REQUIREMENT
Where a line contains the word "components", copy that line in full.

[Data items]
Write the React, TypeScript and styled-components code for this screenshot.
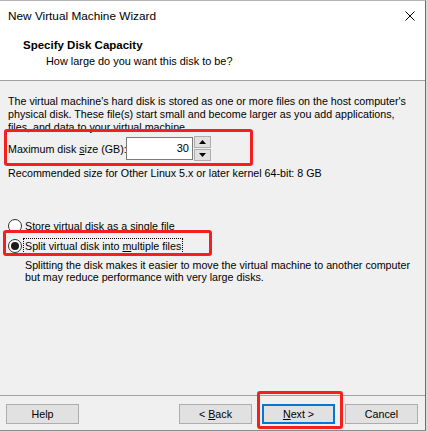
import styled, { createGlobalStyle } from "styled-components";

const GlobalStyle = createGlobalStyle`
  html, body {
    margin: 0;
    padding: 0;
    background: #d9d9d9;
  }
  body {
    font-family: "Liberation Sans", Arial, sans-serif;
    font-size: 10.7px;
    color: #000;
  }
`;

export default function App() {
  return (
    <>
      <GlobalStyle />
      <Window>
        {/* title bar */}
        <TitleBar>
          <TitleText>New Virtual Machine Wizard</TitleText>
          <CloseButton>
            <svg width="10" height="10" viewBox="0 0 10 10">
              <path d="M0.5 0.5 L9.5 9.5 M9.5 0.5 L0.5 9.5" stroke="#000" strokeWidth="1" />
            </svg>
          </CloseButton>
        </TitleBar>

        {/* page header */}
        <Header>
          <HeaderTitle>Specify Disk Capacity</HeaderTitle>
          <HeaderSub>How large do you want this disk to be?</HeaderSub>
        </Header>

        {/* body */}
        <Body>
          <Paragraph>
            The virtual machine's hard disk is stored as one or more files on the host computer's
            physical disk. These file(s) start small and become larger as you add applications,
            files, and data to your virtual machine.
          </Paragraph>

          <SizeRow>
            <Label>
              Maximum disk <u>s</u>ize (GB):
            </Label>
            <SizeInput>30</SizeInput>
            <Spinner>
              <SpinButton>
                <svg width="7" height="4" viewBox="0 0 7 4">
                  <path d="M0 4 L3.5 0 L7 4 Z" fill="#000" />
                </svg>
              </SpinButton>
              <SpinButton>
                <svg width="7" height="4" viewBox="0 0 7 4">
                  <path d="M0 0 L7 0 L3.5 4 Z" fill="#000" />
                </svg>
              </SpinButton>
            </Spinner>
            <Highlight $top={-7} $left={-4} $width={249} $height={37} />
          </SizeRow>

          <Recommended>Recommended size for Other Linux 5.x or later kernel 64-bit: 8 GB</Recommended>

          <RadioGroup>
            <RadioRow>
              <RadioCircle />
              <RadioLabel>Store virtual disk as a single file</RadioLabel>
            </RadioRow>
            <RadioRow>
              <RadioCircle $checked />
              <RadioLabel $focused>
                Split virtual disk into <u>m</u>ultiple files
              </RadioLabel>
              <Highlight $top={-6} $left={-5} $width={209} $height={26} />
            </RadioRow>
            <RadioHint>
              Splitting the disk makes it easier to move the virtual machine to another computer
              <br />
              but may reduce performance with very large disks.
            </RadioHint>
          </RadioGroup>
        </Body>

        {/* footer buttons */}
        <Footer>
          <Button>Help</Button>
          <ButtonGroup>
            <Button>
              &lt; <u>B</u>ack
            </Button>
            <NextWrap>
              <Button $primary>
                <u>N</u>ext &gt;
              </Button>
              <Highlight $top={-13} $left={-5} $width={86} $height={38} />
            </NextWrap>
            <Button>Cancel</Button>
          </ButtonGroup>
        </Footer>
      </Window>
    </>
  );
}

const Window = styled.div`
  width: 425px;
  height: 429px;
  background: #f0f0f0;
  border-top: 1px solid #b5b5b5;
  border-right: 1px solid #6f6f6f;
  border-bottom: 1px solid #8a8a8a;
  display: flex;
  flex-direction: column;
  overflow: hidden;
`;

const TitleBar = styled.div`
  height: 29px;
  background: #fff;
  display: flex;
  align-items: center;
  justify-content: space-between;
  padding: 0 0 0 8px;
`;

const TitleText = styled.div`
  font-size: 11.8px;
`;

const CloseButton = styled.div`
  width: 30px;
  height: 29px;
  display: flex;
  align-items: center;
  justify-content: center;
`;

const Header = styled.div`
  height: 51px;
  background: #fff;
  border-bottom: 1px solid #a0a0a0;
  padding: 8px 0 0 23px;
  box-sizing: border-box;
`;

const HeaderTitle = styled.div`
  font-weight: 700;
  font-size: 11.5px;
  line-height: 15px;
`;

const HeaderSub = styled.div`
  font-size: 10.9px;
  line-height: 16px;
  padding-left: 23px;
`;

const Body = styled.div`
  flex: 1;
  padding: 14px 8px 0 8px;
  display: flex;
  flex-direction: column;
`;

const Paragraph = styled.div`
  width: 404px;
  line-height: 13px;
  height: 39px;
  overflow: hidden;
`;

const SizeRow = styled.div`
  position: relative;
  display: flex;
  align-items: center;
  margin-top: 2px;
  height: 25px;
`;

const Label = styled.div`
  width: 118px;
  white-space: nowrap;
`;

const SizeInput = styled.div`
  width: 62px;
  height: 21px;
  background: #fff;
  border: 1px solid #7a7a7a;
  padding-right: 3px;
  text-align: right;
  line-height: 21px;
  font-size: 11px;
`;

const Spinner = styled.div`
  display: flex;
  flex-direction: column;
  margin-left: 1px;
  height: 25px;
`;

const SpinButton = styled.div`
  width: 15px;
  height: 11px;
  border: 1px solid #adadad;
  background: #e1e1e1;
  display: flex;
  align-items: center;
  justify-content: center;
  & + & {
    margin-top: 1px;
  }
`;

const Highlight = styled.div<{ $top: number; $left: number; $width: number; $height: number }>`
  position: absolute;
  top: ${(p) => p.$top}px;
  left: ${(p) => p.$left}px;
  width: ${(p) => p.$width}px;
  height: ${(p) => p.$height}px;
  border: 3px solid #f5201e;
  border-radius: 3px;
  box-sizing: border-box;
  pointer-events: none;
`;

const Recommended = styled.div`
  margin-top: 6px;
  line-height: 13px;
`;

const RadioGroup = styled.div`
  margin-top: 36px;
  display: flex;
  flex-direction: column;
`;

const RadioRow = styled.div`
  position: relative;
  display: flex;
  align-items: center;
  height: 20px;
`;

const RadioCircle = styled.div<{ $checked?: boolean }>`
  width: 14px;
  height: 14px;
  border-radius: 50%;
  border: 1px solid #333;
  background: #fff;
  box-sizing: border-box;
  display: flex;
  align-items: center;
  justify-content: center;
  margin-right: 1px;
  &::after {
    content: "";
    display: ${(p) => (p.$checked ? "block" : "none")};
    width: 8px;
    height: 8px;
    border-radius: 50%;
    background: #1b1b1b;
  }
`;

const RadioLabel = styled.div<{ $focused?: boolean }>`
  padding: 0 1px;
  line-height: 14px;
  border: 1px dotted ${(p) => (p.$focused ? "#000" : "transparent")};
`;

const RadioHint = styled.div`
  margin-top: 3px;
  padding-left: 17px;
  line-height: 12px;
`;

const Footer = styled.div`
  height: 35px;
  border-top: 1px solid #a0a0a0;
  display: flex;
  align-items: flex-start;
  justify-content: space-between;
  padding: 8px 7px 0 6px;
  box-sizing: border-box;
`;

const ButtonGroup = styled.div`
  display: flex;
  gap: 10px;
`;

const NextWrap = styled.div`
  position: relative;
`;

const Button = styled.div<{ $primary?: boolean }>`
  width: 73px;
  height: 20px;
  box-sizing: border-box;
  background: #e1e1e1;
  border: ${(p) => (p.$primary ? "2px solid #0078d7" : "1px solid #adadad")};
  text-align: center;
  line-height: ${(p) => (p.$primary ? "16px" : "18px")};
  white-space: pre;
`;
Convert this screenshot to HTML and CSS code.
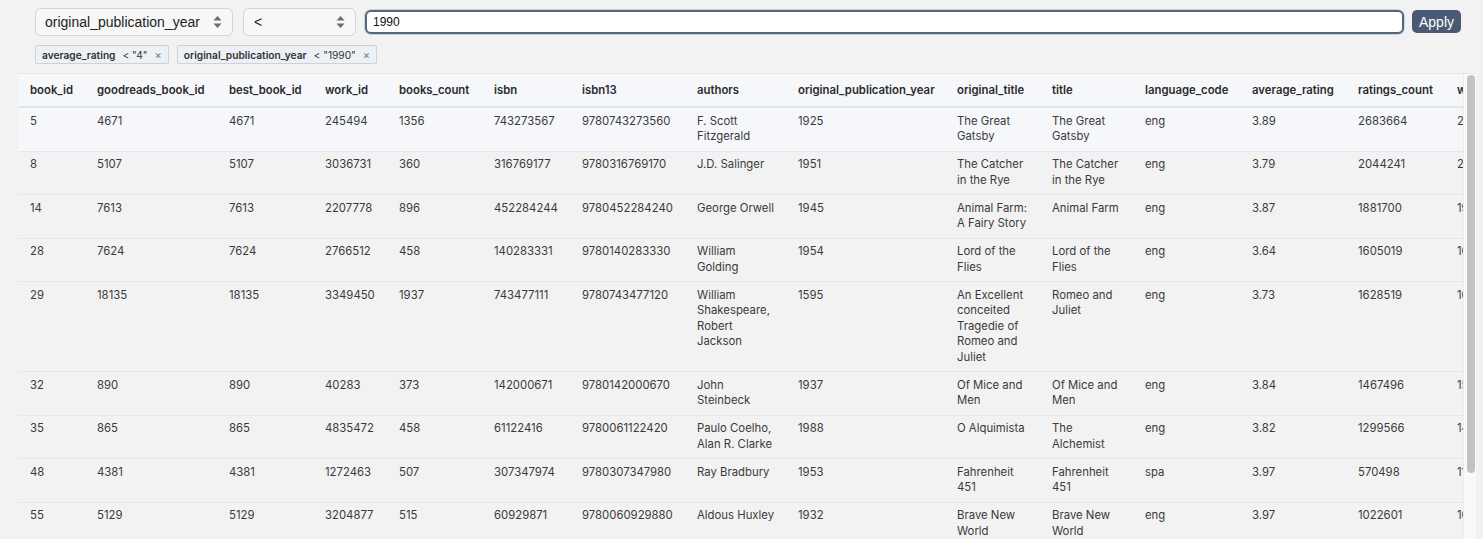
FILE: index.html
```html
<!DOCTYPE html>
<html lang="en">
<head>
<meta charset="utf-8">
<title>Books</title>
<link rel="stylesheet" href="styles.css">
</head>
<body>
<div class="toolbar">
  <div class="select sel-col"><span>original_publication_year</span><svg class="arrows" width="9" height="14" viewBox="0 0 9 14"><path d="M4.5 1 L8.5 5.5 L0.5 5.5 Z M4.5 13 L8.5 8.5 L0.5 8.5 Z" fill="#6b6b6b"/></svg></div>
  <div class="select sel-op"><span>&lt;</span><svg class="arrows" width="9" height="14" viewBox="0 0 9 14"><path d="M4.5 1 L8.5 5.5 L0.5 5.5 Z M4.5 13 L8.5 8.5 L0.5 8.5 Z" fill="#6b6b6b"/></svg></div>
  <div class="input">1990</div>
  <button class="apply">Apply</button>
</div>
<div class="tags">
  <span class="tag"><b>average_rating</b><span class="op">&lt; "4"</span><span class="x">×</span></span>
  <span class="tag"><b>original_publication_year</b><span class="op">&lt; "1990"</span><span class="x">×</span></span>
</div>
<div class="table-wrap">
<div class="scroller">
<table>
<colgroup>
<col style="width:67px"><col style="width:132px"><col style="width:96px"><col style="width:74px"><col style="width:95px"><col style="width:88px"><col style="width:115px"><col style="width:101px"><col style="width:159px"><col style="width:95px"><col style="width:93px"><col style="width:107px"><col style="width:106px"><col style="width:99px"><col style="width:150px"><col style="width:190px"><col style="width:90px"><col style="width:90px">
</colgroup>
<thead>
<tr><th>book_id</th><th>goodreads_book_id</th><th>best_book_id</th><th>work_id</th><th>books_count</th><th>isbn</th><th>isbn13</th><th>authors</th><th>original_publication_year</th><th>original_title</th><th>title</th><th>language_code</th><th>average_rating</th><th>ratings_count</th><th>work_ratings_count</th><th>work_text_reviews_count</th><th>ratings_1</th><th>ratings_2</th></tr>
</thead>
<tbody>
<tr class="hl"><td>5</td><td>4671</td><td>4671</td><td>245494</td><td>1356</td><td>743273567</td><td>9780743273560</td><td class="author">F. Scott Fitzgerald</td><td>1925</td><td>The Great Gatsby</td><td>The Great Gatsby</td><td>eng</td><td>3.89</td><td>2683664</td><td>2773745</td><td>51992</td><td>86236</td><td>197621</td></tr>
<tr><td>8</td><td>5107</td><td>5107</td><td>3036731</td><td>360</td><td>316769177</td><td>9780316769170</td><td class="author">J.D. Salinger</td><td>1951</td><td>The Catcher in the Rye</td><td>The Catcher in the Rye</td><td>eng</td><td>3.79</td><td>2044241</td><td>2120637</td><td>44920</td><td>109383</td><td>185520</td></tr>
<tr><td>14</td><td>7613</td><td>7613</td><td>2207778</td><td>896</td><td>452284244</td><td>9780452284240</td><td class="author">George Orwell</td><td>1945</td><td>Animal Farm: A Fairy Story</td><td>Animal Farm</td><td>eng</td><td>3.87</td><td>1881700</td><td>1982987</td><td>35472</td><td>66854</td><td>135147</td></tr>
<tr><td>28</td><td>7624</td><td>7624</td><td>2766512</td><td>458</td><td>140283331</td><td>9780140283330</td><td class="author">William Golding</td><td>1954</td><td>Lord of the Flies</td><td>Lord of the Flies</td><td>eng</td><td>3.64</td><td>1605019</td><td>1671484</td><td>26886</td><td>92779</td><td>160295</td></tr>
<tr><td>29</td><td>18135</td><td>18135</td><td>3349450</td><td>1937</td><td>743477111</td><td>9780743477120</td><td class="author">William Shakespeare, Robert Jackson</td><td>1595</td><td>An Excellent conceited Tragedie of Romeo and Juliet</td><td>Romeo and Juliet</td><td>eng</td><td>3.73</td><td>1628519</td><td>1672889</td><td>14778</td><td>57980</td><td>153179</td></tr>
<tr><td>32</td><td>890</td><td>890</td><td>40283</td><td>373</td><td>142000671</td><td>9780142000670</td><td class="author">John Steinbeck</td><td>1937</td><td>Of Mice and Men</td><td>Of Mice and Men</td><td>eng</td><td>3.84</td><td>1467496</td><td>1518741</td><td>24642</td><td>46630</td><td>110856</td></tr>
<tr><td>35</td><td>865</td><td>865</td><td>4835472</td><td>458</td><td>61122416</td><td>9780061122420</td><td class="author">Paulo Coelho, Alan R. Clarke</td><td>1988</td><td>O Alquimista</td><td>The Alchemist</td><td>eng</td><td>3.82</td><td>1299566</td><td>1403995</td><td>55781</td><td>74846</td><td>123614</td></tr>
<tr><td>48</td><td>4381</td><td>4381</td><td>1272463</td><td>507</td><td>307347974</td><td>9780307347980</td><td class="author">Ray Bradbury</td><td>1953</td><td>Fahrenheit 451</td><td>Fahrenheit 451</td><td>spa</td><td>3.97</td><td>570498</td><td>1176240</td><td>30694</td><td>28366</td><td>64289</td></tr>
<tr><td>55</td><td>5129</td><td>5129</td><td>3204877</td><td>515</td><td>60929871</td><td>9780060929880</td><td class="author">Aldous Huxley</td><td>1932</td><td>Brave New World</td><td>Brave New World</td><td>eng</td><td>3.97</td><td>1022601</td><td>1078000</td><td>21979</td><td>23902</td><td>59463</td></tr>
<tr><td>67</td><td>1934</td><td>1934</td><td>3244642</td><td>1705</td><td>451529308</td><td>9780451529300</td><td class="author">Louisa May Alcott</td><td>1868</td><td>Little Women</td><td>Little Women</td><td>eng</td><td>3.99</td><td>1257121</td><td>1314293</td><td>17090</td><td>28745</td><td>64295</td></tr>
</tbody>
</table>
</div>
<div class="vscroll"><div class="thumb"></div></div>
</div>
</body>
</html>
```
FILE: styles.css
```css
html, body {
  margin: 0;
  padding: 0;
  background: #f2f2f2;
  overflow: hidden;
  height: 100%;
}
body {
  font-family: Inter, "Noto Sans", sans-serif;
  color: #333;
}
.toolbar {
  display: flex;
  align-items: center;
  padding: 8px 22px 0 35px;
  height: 28px;
}
.select {
  box-sizing: border-box;
  height: 28px;
  display: flex;
  align-items: center;
  justify-content: space-between;
  background: #f7f7f7;
  border: 1px solid #d4d4d4;
  border-radius: 6px;
  font-family: "Liberation Sans", Arial, sans-serif;
  font-size: 14px;
  color: #222;
  padding: 0 10px 0 9px;
}
.sel-col { width: 198px; margin-right: 10px; }
.sel-op { width: 113px; margin-right: 9px; padding-left: 10px; }
.arrows { flex: none; }
.input {
  box-sizing: border-box;
  flex: 1;
  height: 24px;
  border: 2px solid #55657b;
  border-radius: 6px;
  box-shadow: 0 0 0 1px #cbd1d9;
  background: #fff;
  font-family: "Liberation Sans", Arial, sans-serif;
  font-size: 12px;
  color: #111;
  padding: 0 6px;
  display: flex;
  align-items: center;
  margin-right: 8px;
}
.apply {
  box-sizing: border-box;
  height: 23px;
  width: 49px;
  border: none;
  border-radius: 5px;
  background: #4a5a73;
  color: #fff;
  font-family: "Liberation Sans", Arial, sans-serif;
  font-size: 14px;
  padding: 0;
  margin-top: -1px;
}
.tags {
  display: flex;
  gap: 8px;
  padding: 9px 0 0 35px;
  height: 19px;
}
.tag {
  box-sizing: border-box;
  height: 19px;
  display: flex;
  align-items: center;
  background: #edf1f5;
  border: 1px solid #c9d3de;
  border-radius: 2px;
  padding: 0 6px;
  font-size: 10.2px;
  color: #333;
}
.tag b { font-weight: 600; }
.tag .op { margin-left: 7px; }
.tag .x { margin-left: 7px; color: #777; font-size: 11px; }
.table-wrap {
  margin: 9px 7px 0 18px;
  height: 480px;
  display: flex;
  border-top: 1px solid #e4e9ee;
  box-sizing: border-box;
}
.scroller {
  flex: 1;
  min-width: 0;
  overflow: hidden;
}
.vscroll {
  flex: none;
  width: 13px;
  background: #f9f9f9;
  border-left: 1px solid #ececec;
  padding: 1px 2px 0 3px;
  box-sizing: border-box;
}
.thumb {
  width: 8px;
  height: 398px;
  background: #c2c2c2;
  border-radius: 4px;
}
table {
  table-layout: fixed;
  border-collapse: collapse;
  width: 1947px;
  font-size: 11.35px;
}
th {
  text-align: left;
  font-weight: 600;
  color: #2b2b2b;
  background: #f5f7fa;
  padding: 9px 12px 8px;
  line-height: 15px;
  white-space: nowrap;
  overflow: hidden;
  border-bottom: 2px solid #dde5ee;
}
td {
  vertical-align: top;
  padding: 5.75px 12px;
  line-height: 15.5px;
  color: #3a3a3a;
  border-bottom: 1px solid #e0e7ef;
}
td.author { padding-right: 8px; }
tr.hl td { background: #f5f7fa; }
```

THE ANSWER
Write the React, TypeScript and styled-components code for this screenshot.
import styled, { createGlobalStyle } from "styled-components";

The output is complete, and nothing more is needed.